Methods: A cohort comprising 16,949 individuals (69% female, 10–35 years old at the first depression diagnosis) from the iPSYCH Danish case-cohort study (iPSYCH2012) who were diagnosed with depression in Danish psychiatric hospitals from 1994 to 2016 was examined. Polygenic risk scores (PRSs) for major depression, bipolar disorder, and schizophrenia were generated using the most recent results from the Psychiatric Genomics Consortium. Hazard ratios for each disorder-specific PRS were estimated using Cox regressions with adjustment for the other two PRSs. Absolute risk of progression was estimated using the cumulative hazard.

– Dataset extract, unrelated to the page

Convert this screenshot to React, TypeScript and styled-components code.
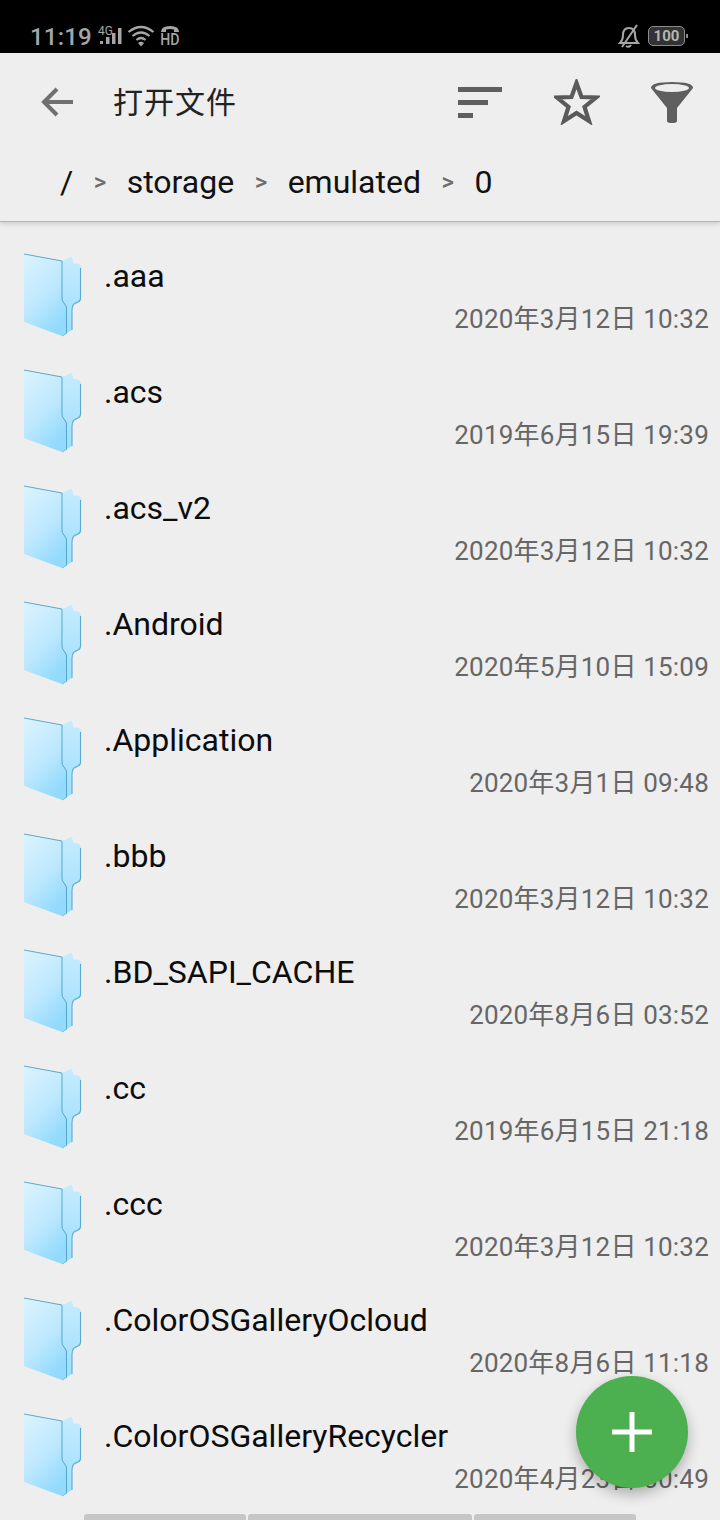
import styled, {createGlobalStyle} from "styled-components";

const GlobalStyle = createGlobalStyle`
    html, body {
        margin: 0;
        padding: 0;
        background: #eeeeee;
    }
    body {
        font-family: Roboto, "Noto Sans CJK SC", sans-serif;
    }
`;

const Page = styled.div`
    position: relative;
    width: 720px;
    height: 1520px;
    overflow: hidden;
    background: #eeeeee;
`;

const StatusBar = styled.div`
    height: 53px;
    background: #000;
    color: #a6a6a6;
    display: flex;
    align-items: flex-end;
    padding: 0 35px 5px 30px;
    box-sizing: border-box;
`;

const Clock = styled.span`
    font-size: 24px;
    font-weight: 500;
    line-height: 28px;
    letter-spacing: 0.2px;
    margin-bottom: -3px;
`;

const NetworkGroup = styled.div`
    display: flex;
    align-items: center;
    height: 24px;
    margin-left: 6px;
    gap: 5px;
`;

const Signal = styled.div`
    position: relative;
    width: 24px;
    height: 24px;
`;

const SignalLabel = styled.span`
    position: absolute;
    left: 0;
    top: 1px;
    font-size: 12px;
    line-height: 12px;
`;

const Call = styled.div`
    display: flex;
    flex-direction: column;
    align-items: center;
    width: 20px;
`;

const CallLabel = styled.span`
    font-size: 16px;
    font-weight: 500;
    line-height: 14px;
    transform: scaleX(0.88);
`;

const StatusRight = styled.div`
    margin-left: auto;
    display: flex;
    align-items: center;
    height: 24px;
    gap: 8px;
`;

const Battery = styled.div`
    position: relative;
    width: 37px;
    height: 20px;
    box-sizing: border-box;
    border: 1px solid #8c8c8c;
    border-radius: 5px;
    background: #333;
    color: #b5b5b5;
    font-size: 15px;
    font-weight: 700;
    line-height: 18px;
    text-align: center;

    &::after {
        content: "";
        position: absolute;
        right: -4px;
        top: 7px;
        width: 2px;
        height: 4px;
        background: #8c8c8c;
    }
`;

const AppBar = styled.header`
    position: relative;
    background: #eeeeee;
    border-bottom: 1px solid #b4b4b4;
    box-shadow: 0 2px 5px rgba(0, 0, 0, 0.14);
`;

const Toolbar = styled.div`
    height: 97px;
    display: flex;
    align-items: center;
    padding: 0 26px 0 38px;
`;

const BackIcon = styled.svg`
    width: 36px;
    height: 34px;
    flex: none;
`;

const Title = styled.h1`
    margin: 0 0 4px 39px;
    font-size: 30px;
    font-weight: 400;
    color: #222;
    letter-spacing: 1px;
`;

const Actions = styled.div`
    margin-left: auto;
    display: flex;
    align-items: center;
    gap: 50px;
`;

const ActionIcon = styled.svg<{$w: number}>`
    width: ${(p) => p.$w}px;
    height: 46px;
    display: block;
`;

const Breadcrumb = styled.nav`
    height: 71px;
    display: flex;
    align-items: center;
    padding: 0 0 7px 60px;
    box-sizing: border-box;
    font-size: 32px;
    color: #111;
`;

const Separator = styled.span`
    font-size: 24px;
    font-weight: 500;
    color: #6e6e6e;
    margin: 0 20.500px;
`;

const List = styled.ul`
    list-style: none;
    margin: 0;
    padding: 0;
`;

const Row = styled.li`
    height: 116px;
    display: flex;
    padding: 0 11px 0 22px;
    box-sizing: border-box;
`;

const FolderIcon = styled.svg`
    width: 60px;
    height: 86px;
    margin-top: 30px;
    flex: none;
`;

const RowText = styled.div`
    flex: 1;
    display: flex;
    flex-direction: column;
    margin-left: 22px;
    padding-top: 35px;
`;

const Name = styled.div`
    font-size: 32px;
    line-height: 38px;
    color: #0c0c0c;
`;

const Modified = styled.div`
    align-self: flex-end;
    margin-top: 7px;
    font-size: 26px;
    letter-spacing: 0.2px;
    line-height: 34px;
    color: #666;
`;

const Fab = styled.button`
    position: absolute;
    left: 576px;
    top: 1376px;
    width: 112px;
    height: 112px;
    padding: 0;
    border: none;
    border-radius: 50%;
    background: #4caf50;
    box-shadow: 0 6px 14px rgba(0, 0, 0, 0.28);
    display: flex;
    align-items: center;
    justify-content: center;
`;

const TabStrip = styled.div`
    position: absolute;
    left: 84px;
    bottom: 0;
    height: 6px;
    display: flex;
    gap: 2px;
`;

const TabPiece = styled.div<{$w: number}>`
    width: ${(p) => p.$w}px;
    background: #c6c6c6;
    border-radius: 3px 3px 0 0;
`;

const Folder = () => (
    <FolderIcon viewBox="22 252 60 86">
        <defs>
            <linearGradient id="front" x1="0" y1="0" x2="0.55" y2="1">
                <stop offset="0" stopColor="#dcf3fe" />
                <stop offset="0.6" stopColor="#bde8fe" />
                <stop offset="1" stopColor="#93dafd" />
            </linearGradient>
            <linearGradient id="back" x1="0" y1="0" x2="0" y2="1">
                <stop offset="0" stopColor="#c6ebfe" />
                <stop offset="1" stopColor="#9adefd" />
            </linearGradient>
        </defs>
        <path d="M62 261 L71 257 Q73 258 73 263 L79 264 Q81 265 81 268 L81 298 Q81 301 78 302 L74 304 Q72 306 72 310 L72 330 L62 336 Z" fill="url(#back)" />
        <path d="M24 254 L62 261 L62 298 Q62 301 64 303 L67 307 L67 333 L62 336 L24 322 Z" fill="url(#front)" />
        <path d="M24 254 L62 261 L62 298 Q62 301 64 303 L66.500 307 L66.500 333" fill="none" stroke="#4f9fc6" strokeWidth="0.900" />
        <path d="M80.500 268 L80.500 298 Q80.500 301 78 302 L74 304 Q72 306 72 310 L72 330" fill="none" stroke="#5ba9cf" strokeWidth="1.100" />
        <path d="M67 333 L62 336" fill="none" stroke="#6fbde0" strokeWidth="1" />
    </FolderIcon>
);

const files = [
    [".aaa", "2020年3月12日 10:32"],
    [".acs", "2019年6月15日 19:39"],
    [".acs_v2", "2020年3月12日 10:32"],
    [".Android", "2020年5月10日 15:09"],
    [".Application", "2020年3月1日 09:48"],
    [".bbb", "2020年3月12日 10:32"],
    [".BD_SAPI_CACHE", "2020年8月6日 03:52"],
    [".cc", "2019年6月15日 21:18"],
    [".ccc", "2020年3月12日 10:32"],
    [".ColorOSGalleryOcloud", "2020年8月6日 11:18"],
    [".ColorOSGalleryRecycler", "2020年4月23日 00:49"],
];

export default function App() {
    return (
        <Page>
            <GlobalStyle />
            <StatusBar>
                <Clock>11:19</Clock>
                <NetworkGroup>
                    <Signal>
                        <SignalLabel>4G</SignalLabel>
                        <svg width="24" height="24" viewBox="0 0 24 24">
                            <rect x="2" y="17" width="3" height="3" fill="#a6a6a6" />
                            <rect x="8" y="13" width="3.500" height="7" fill="#a6a6a6" />
                            <rect x="14" y="9" width="3.500" height="11" fill="#a6a6a6" />
                            <rect x="20" y="4" width="3.500" height="16" fill="#a6a6a6" />
                        </svg>
                    </Signal>
                    <svg width="28" height="22" viewBox="0 0 28 22">
                        <g fill="none" stroke="#a6a6a6" strokeWidth="2.200">
                            <path d="M1.500 7 Q14 -3 26.500 7" />
                            <path d="M5.500 11 Q14 4 22.500 11" />
                            <path d="M9.500 15 Q14 11 18.500 15" />
                        </g>
                        <path d="M11 18 Q14 15.500 17 18 L14 21.500 Z" fill="#a6a6a6" />
                    </svg>
                    <Call>
                        <svg width="20" height="8" viewBox="0 0 20 8">
                            <path d="M1 7 Q1 1 10 1 Q19 1 19 7 L14 7 L14 4.500 Q10 3.500 6 4.500 L6 7 Z" fill="#a6a6a6" />
                        </svg>
                        <CallLabel>HD</CallLabel>
                    </Call>
                </NetworkGroup>
                <StatusRight>
                    <svg width="22" height="24" viewBox="0 0 22 24" fill="none" stroke="#a6a6a6" strokeWidth="2">
                        <path d="M2 19 Q5 16 5 11 Q5 4 11 4 Q17 4 17 11 Q17 16 20 19 Z" />
                        <path d="M8 22 Q11 24 13 21" />
                        <path d="M4 23 L19 1" />
                    </svg>
                    <Battery>100</Battery>
                </StatusRight>
            </StatusBar>
            <AppBar>
                <Toolbar>
                    <BackIcon viewBox="0 0 36 34">
                        <path d="M35 17 H6 M19 4 L6 17 L19 30" fill="none" stroke="#707070" strokeWidth="4" />
                    </BackIcon>
                    <Title>打开文件</Title>
                    <Actions>
                        <ActionIcon $w={46} viewBox="0 0 46 46">
                            <rect x="0" y="8" width="44" height="5" fill="#5f5f5f" />
                            <rect x="0" y="21" width="30" height="5" fill="#5f5f5f" />
                            <rect x="0" y="34" width="15" height="5" fill="#5f5f5f" />
                        </ActionIcon>
                        <ActionIcon $w={46} viewBox="0 0 46 46">
                            <path d="M22.500 4 L27.500 18 L42 18.500 L30.500 28 L35 42 L22.500 34 L10 42 L14.500 28 L3 18.500 L17.500 18 Z" fill="none" stroke="#5a5a5a" strokeWidth="4.200" />
                        </ActionIcon>
                        <ActionIcon $w={44} viewBox="0 0 44 46">
                            <path d="M1 9 Q1 3 22 3 Q43 3 43 9 L27 29 L27 42 Q27 44 22 44 Q17 44 17 42 L17 29 Z" fill="#5f5f5f" />
                            <ellipse cx="22" cy="9" rx="17" ry="4" fill="#eeeeee" />
                        </ActionIcon>
                    </Actions>
                </Toolbar>
                <Breadcrumb>
                    <span>/</span>
                    <Separator>&gt;</Separator>
                    <span>storage</span>
                    <Separator>&gt;</Separator>
                    <span>emulated</span>
                    <Separator>&gt;</Separator>
                    <span>0</span>
                </Breadcrumb>
            </AppBar>
            <List>
                {files.map(([name, date]) => (
                    <Row key={name}>
                        <Folder />
                        <RowText>
                            <Name>{name}</Name>
                            <Modified>{date}</Modified>
                        </RowText>
                    </Row>
                ))}
            </List>
            <Fab>
                <svg width="42" height="42" viewBox="0 0 42 42">
                    <path d="M21 1 V41 M1 21 H41" stroke="#fff" strokeWidth="5" />
                </svg>
            </Fab>
            <TabStrip>
                <TabPiece $w={162} />
                <TabPiece $w={224} />
                <TabPiece $w={162} />
            </TabStrip>
        </Page>
    );
}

Results: Patients were followed for up to 21 years (median=7 years, interquartile range, 5–10 years). The absolute risks of progression to bipolar disorder and psychotic disorders were 7.3% and 13.8%, respectively. After mutual adjustment for the other PRSs, only the PRS for bipolar disorder predicted progression to bipolar disorder (adjusted hazard ratio for a one-standard-deviation increase in PRS=1.11, 95% CI=1.03, 1.21), and only the PRS for schizophrenia predicted progression to psychotic disorders (adjusted hazard ratio=1.10, 95% CI=1.04, 1.16). After adjusting for PRSs, parental history still strongly predicted progression to bipolar disorder (adjusted hazard ratio=5.02, 95% CI=3.53, 7.14) and psychotic disorders (adjusted hazard ratio=1.63, 95% CI=1.30, 2.06).
Conclusions: PRSs for bipolar disorder and schizophrenia are associated with risk for progression to bipolar disorder or psychotic disorders, respectively, among individuals diagnosed with depression; however, the effects are small compared with parental history, particularly for bipolar disorder.